There are over 100 precision medicines approved for the treatment of cancer. These therapies work to shut down the cancer-driving effects of specific mutations.
Matching a patient to a medicine — the practice of precision oncology — is complex and advancing rapidly. However, there is no easy, standardized way for oncologists to stay informed of advances.
“The clinicians we engaged with said that catching up with FDA approvals is far from seamless,” says Helena Jun, PhD, a computational biologist working in the lab of Eliezer Van Allen, MD, chief of the Division of Population Sciences at Dana-Farber.
To make the process simpler, Jun and Van Allen created an AI-based oncologist’s assistant to help clinicians identify approved therapies that might be appropriate for a given patient. To build it, Jun gave the large-language model (LLM) that powers ChatGPT a crash course in precision oncology.
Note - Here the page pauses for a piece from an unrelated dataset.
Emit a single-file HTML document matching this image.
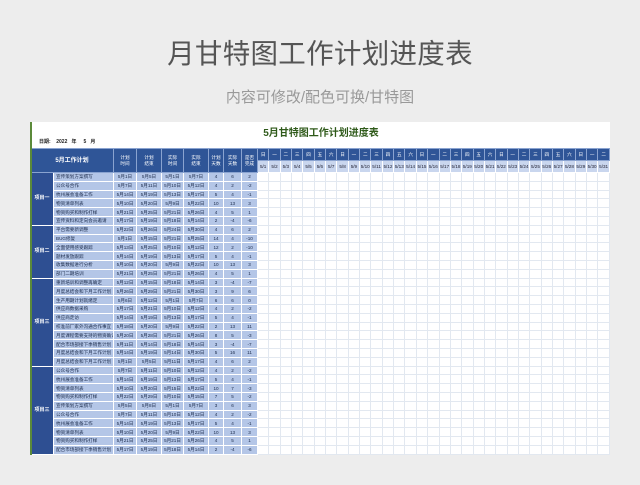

In a study published in Cancer Cell, the resulting tool was 93% accurate when tested with about 100 realistic queries submitted by physicians.
The model the team created is currently intended for research only. More research is required before any AI-based oncologist’s assistant is used in clinical practice.
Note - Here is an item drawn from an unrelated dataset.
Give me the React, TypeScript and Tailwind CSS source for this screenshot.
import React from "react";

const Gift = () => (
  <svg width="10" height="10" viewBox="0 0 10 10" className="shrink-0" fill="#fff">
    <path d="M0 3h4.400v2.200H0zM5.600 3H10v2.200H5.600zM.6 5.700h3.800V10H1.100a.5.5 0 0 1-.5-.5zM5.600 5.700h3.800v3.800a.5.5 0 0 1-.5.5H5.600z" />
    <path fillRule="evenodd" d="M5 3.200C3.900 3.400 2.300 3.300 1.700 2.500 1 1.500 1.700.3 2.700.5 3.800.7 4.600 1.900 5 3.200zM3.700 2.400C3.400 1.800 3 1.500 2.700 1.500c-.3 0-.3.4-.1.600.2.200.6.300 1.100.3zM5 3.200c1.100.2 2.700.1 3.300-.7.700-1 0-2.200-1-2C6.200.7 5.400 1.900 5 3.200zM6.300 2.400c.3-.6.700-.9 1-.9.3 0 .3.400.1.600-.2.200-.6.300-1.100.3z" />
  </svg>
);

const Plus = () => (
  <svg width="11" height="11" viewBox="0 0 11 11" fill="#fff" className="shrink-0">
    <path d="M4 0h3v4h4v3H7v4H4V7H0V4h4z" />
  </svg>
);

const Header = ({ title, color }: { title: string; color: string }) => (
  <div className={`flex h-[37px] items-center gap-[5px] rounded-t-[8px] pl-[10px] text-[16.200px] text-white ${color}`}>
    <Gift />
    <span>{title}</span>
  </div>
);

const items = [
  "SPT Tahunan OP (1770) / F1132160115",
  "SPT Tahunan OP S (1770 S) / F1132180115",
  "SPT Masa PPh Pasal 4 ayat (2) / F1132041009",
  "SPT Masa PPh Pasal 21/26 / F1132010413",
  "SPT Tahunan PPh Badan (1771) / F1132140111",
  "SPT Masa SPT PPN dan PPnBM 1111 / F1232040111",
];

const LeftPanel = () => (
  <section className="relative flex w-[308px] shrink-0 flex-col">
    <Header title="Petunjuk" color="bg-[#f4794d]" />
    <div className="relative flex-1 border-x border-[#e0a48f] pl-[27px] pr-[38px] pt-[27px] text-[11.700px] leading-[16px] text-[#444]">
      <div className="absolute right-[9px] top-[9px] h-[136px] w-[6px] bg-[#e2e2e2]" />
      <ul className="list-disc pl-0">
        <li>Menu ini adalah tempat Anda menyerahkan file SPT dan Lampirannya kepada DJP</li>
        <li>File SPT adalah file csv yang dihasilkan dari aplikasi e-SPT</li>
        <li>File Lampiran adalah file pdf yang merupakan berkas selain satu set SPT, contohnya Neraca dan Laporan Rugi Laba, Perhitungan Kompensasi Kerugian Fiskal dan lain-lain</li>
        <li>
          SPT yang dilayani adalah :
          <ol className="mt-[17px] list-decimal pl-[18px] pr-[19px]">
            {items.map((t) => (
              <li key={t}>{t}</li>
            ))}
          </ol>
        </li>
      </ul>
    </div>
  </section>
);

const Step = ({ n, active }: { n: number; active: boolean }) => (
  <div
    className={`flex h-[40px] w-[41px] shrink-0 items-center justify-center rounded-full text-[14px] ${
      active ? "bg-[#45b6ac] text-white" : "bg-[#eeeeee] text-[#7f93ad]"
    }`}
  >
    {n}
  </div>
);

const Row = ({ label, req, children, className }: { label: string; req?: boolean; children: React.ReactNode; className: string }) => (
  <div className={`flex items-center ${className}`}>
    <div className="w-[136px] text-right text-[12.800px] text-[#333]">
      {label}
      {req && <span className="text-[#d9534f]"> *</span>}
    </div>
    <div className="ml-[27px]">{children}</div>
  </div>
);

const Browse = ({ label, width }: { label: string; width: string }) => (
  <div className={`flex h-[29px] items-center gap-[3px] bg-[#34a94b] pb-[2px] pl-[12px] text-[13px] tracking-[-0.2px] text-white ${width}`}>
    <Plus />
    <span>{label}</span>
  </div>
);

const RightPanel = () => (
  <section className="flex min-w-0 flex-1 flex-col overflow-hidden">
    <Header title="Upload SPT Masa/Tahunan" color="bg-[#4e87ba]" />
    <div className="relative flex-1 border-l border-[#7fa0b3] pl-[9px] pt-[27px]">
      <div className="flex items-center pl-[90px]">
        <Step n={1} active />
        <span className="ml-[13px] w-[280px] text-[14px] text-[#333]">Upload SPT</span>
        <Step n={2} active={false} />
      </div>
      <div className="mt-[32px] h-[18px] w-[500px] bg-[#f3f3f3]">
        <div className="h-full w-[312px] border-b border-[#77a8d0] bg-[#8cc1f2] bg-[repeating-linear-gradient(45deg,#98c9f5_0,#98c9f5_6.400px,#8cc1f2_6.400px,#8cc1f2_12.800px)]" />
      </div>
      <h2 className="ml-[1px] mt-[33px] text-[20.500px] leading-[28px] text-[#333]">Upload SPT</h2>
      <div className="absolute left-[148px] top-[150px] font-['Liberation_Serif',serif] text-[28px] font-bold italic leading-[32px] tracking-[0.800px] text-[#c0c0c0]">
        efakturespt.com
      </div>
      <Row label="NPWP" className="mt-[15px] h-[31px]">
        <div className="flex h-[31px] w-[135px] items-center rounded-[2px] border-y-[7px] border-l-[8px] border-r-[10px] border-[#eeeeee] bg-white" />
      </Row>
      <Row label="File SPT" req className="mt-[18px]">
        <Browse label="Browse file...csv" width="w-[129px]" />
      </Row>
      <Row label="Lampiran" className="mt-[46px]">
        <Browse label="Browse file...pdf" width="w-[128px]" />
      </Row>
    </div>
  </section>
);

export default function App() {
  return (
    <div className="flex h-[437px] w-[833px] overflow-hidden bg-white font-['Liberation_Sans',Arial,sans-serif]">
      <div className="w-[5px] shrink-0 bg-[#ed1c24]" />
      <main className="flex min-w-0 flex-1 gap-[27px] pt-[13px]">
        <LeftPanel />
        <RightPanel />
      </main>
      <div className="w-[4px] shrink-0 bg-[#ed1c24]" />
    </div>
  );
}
“We wanted to see if we could create an assistant that can be helpful to an oncologist without taking away the autonomy, decision making, and relationship between the patient and provider, and we’ve learned both that it is possible and that there is more work to be done,” says Van Allen. “Dana-Farber is leading research at the intersection of clinical oncology and AI with the intent of making practical tools that advance the mission of improving the lives of patients with cancer everywhere.”
Eliezer Van Allen, MD, chief of the Division of Population Sciences at Dana-Farber
Evolution of the model
Jun first tested commercially available LLMs to see how well they performed in identifying up-to-date approved treatments given multiple forms of prompts crafted by the team. The model behind ChatGPT, GPT-4o, proved most successful with between 85.9% and 89.3% accuracy depending on the complexity of the prompt.
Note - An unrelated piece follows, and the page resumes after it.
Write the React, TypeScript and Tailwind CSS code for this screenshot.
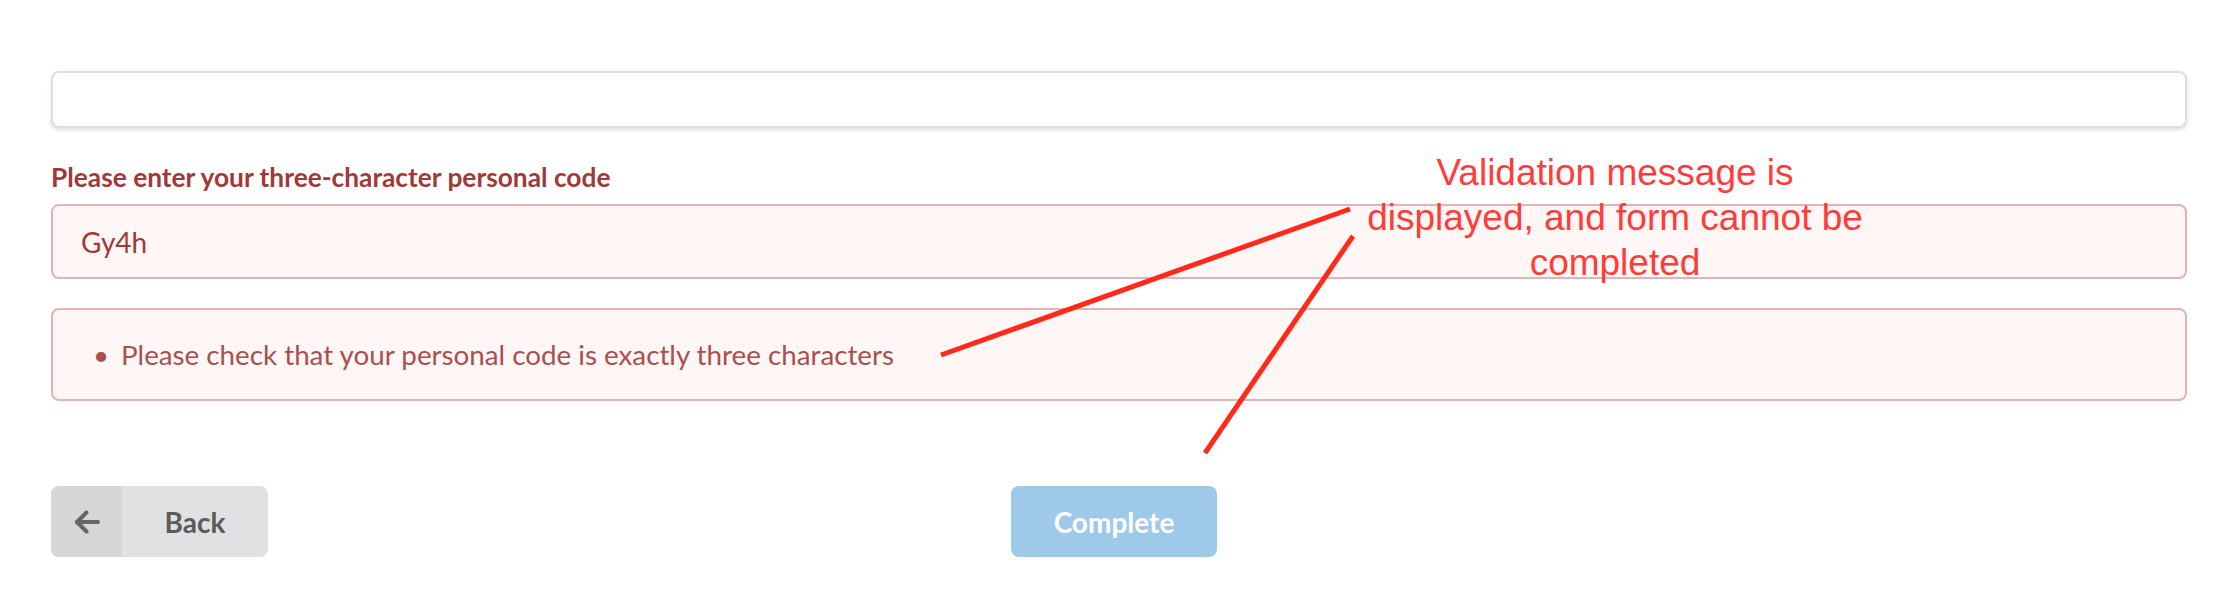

“We then wondered, what if you take these LLMs and augment them with the years of very niche precision medicine knowledge we’ve been accumulating?” says Van Allen.
He had the perfect set of reading materials in hand. Five years ago, Van Allen’s team created the Molecular Oncology Almanac (MOAlmanac), a highly curated database of information about targeted medicines approved for different types of cancer and molecular biomarkers, which is paired with a companion algorithm for ranking molecular events within a patient’s tumor data. The tool is updated by experts on a quarterly or monthly basis as needed.
The challenge oncologists face when accessing MOAlmanac directly, however, is that its interface is rigid, and the data returned needs to be digested and interpreted.
“There are fundamental shifts happening in the way people interact with technology in every aspect of our lives. People are expecting thoughtful responses and tools they can converse with,” says Van Allen. “We recognize this and wanted to know if these types of approaches could work in the domain we care about, which is precision oncology.”
To augment the LLM with MOAlmanac, Jun developed a retrieval-augmented generation (RAG)-LLM. RAG LLMs have been used to create specialized LLMs in other fields, such as in law. The RAG-LLM outperformed the LLM alone using the team’s test prompts.
Helena Jun, MS, a computational biologist working in the lab of Eliezer Van Allen, MD.
Tuning the model
Jun tested the RAG-LLM with real-world prompts. She reached out to oncologists at Dana-Farber and other Boston-area hospitals and asked for realistic prompts that reflect the kind of queries they would be interested in.
Using these queries, the model had a 93% accuracy rate. Good, but not perfect.
The team evaluated the prompts with erroneous responses and noticed patterns. For instance, when the AI found no approved options for a patient, it would sometimes hallucinate one.
“LLMs tend to be trained and tuned to please you, so they want to give you an answer,” says Van Allen.
Jun tuned the LLM to be less creative, an option under the hood for people creating AI-based tools. This forced the model to report back the news when there were no approved options found. There is still more work to be done to understand other incorrect answers.
The final model is available online as a research tool. It has several options, including the ability to choose a region, such as the European Union or United States, because those regions have different regulatory bodies and approvals.
Meanwhile, the team is working toward building an AI-based model that combines augmentation with other ideas they are experimenting with. The goal is to create something that is ready to be tested in a clinical trial.
“The field would benefit from proper clinical trials assessing the utility of these kinds of decision support tools in this AI era,” says Van Allen. “We need to make sure they’re safe and effective and useful for providers and for patients.”